My outlook on teaching is an extension of my outlook as a learner. One of the most influential moments for me as a student occurred in my junior year of high school. I was struggling in a large public high school, trying to find an academic identity. As long as I could remember I enjoyed a love of language, with a corresponding confidence and fluency. But math was especially difficult for me, until we began to study programming using the Apple IIe. I had a IIe at home, and spent much of my free time reading books on programming, starting with BASIC, but gradually – if fruitlessly – groping toward machine language. All of this pre-internet era programming was self-taught, and I desperately looked toward my math teacher for mentoring. Mostly, I sought approval of my coding skills from a teacher whose subject area had long excluded me. I sought disciplinary authorization.
In retrospect, I grimace in thinking of how much influence I handed over to this one overworked man’s opinion.After several units in IIe programming I had established credibility with my classmates as an “expert” in programming. But my coding solutions were always my own, reflecting my mishmash knowledge of code, commands, syntax, all learned outside of class, while the solutions my peers developed reflected a mathematical sensibility of one correct solution to be dispensed by the teacher.
I found in coding the power of mathematical analysis in the form of language – an interdisciplinary connection that I still explore today. My pursuit of authorization came to a close when the teacher announced a list of students who could tutor others in programming. When another student raised her hand and asked if students could see me, the teacher responded “Only if you have some kind of weird problem the others can’t solve.”
I carry this moment in learning into my life as a teacher for several reasons. Firstly, I memorialize it to recall just how much influence a teacher can have in a student’s world. Though students at the post-secondary level differ from high school learners, I am motivated by the fact that if I am doing my job I well, I will have a profound effect on my students’ lives. And while I’d like to say that after that formative moment in high school I quit seeking authorization of my learning style from any particular discipline, it’s simply not true. Sadly, it has taken years for me to quit seeking approval for pursuing ideas which don’t readily fit in the academy’s current classification of knowledge. I try to give students the authorization to explore their ideas as well as erode my own ability to authorize them. My learning style, which called for the ability to experiment with various disciplines, predisposed me to the humanities. It is for this reason exactly that I teach an exploration of the humanities through technology.
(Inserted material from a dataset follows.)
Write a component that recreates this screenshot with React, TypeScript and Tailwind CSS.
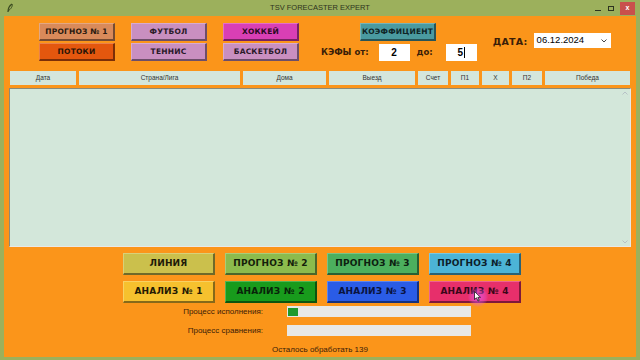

My students will apply their writing skills in an environment I can scarcely imagine. The more I know about changes in technology, audience, and disciplinary boundaries, the more I value the humanistic principles of community located in the rhetoric of thinkers like Aristotle, and the more I teach critical thinking, reading, and writing skills, sound literary analysis, and the flexibility to transfer these skills into new environments. Law professor Yochai Benkler observes that if, in a networked society, knowledge is publicly accessible and the costs of writing and publishing are fairly flat, then the sole remaining scarce resource for productivity is human creativity. I develop my students so that they may provide that creativity. The best way to do so is to train them through English studies, but with an ability to think beyond disciplinary boundaries. I want my students to know a love of language. But I choose to develop that love of language where we find it, whether it be in rhetoric, composition, literature, or programming, and doing so is the development of that very creativity students need from a college education. They will live in an age with unparalleled possibilities for these pursuits to inform each other, and I feel that my own approach to language will serve them well.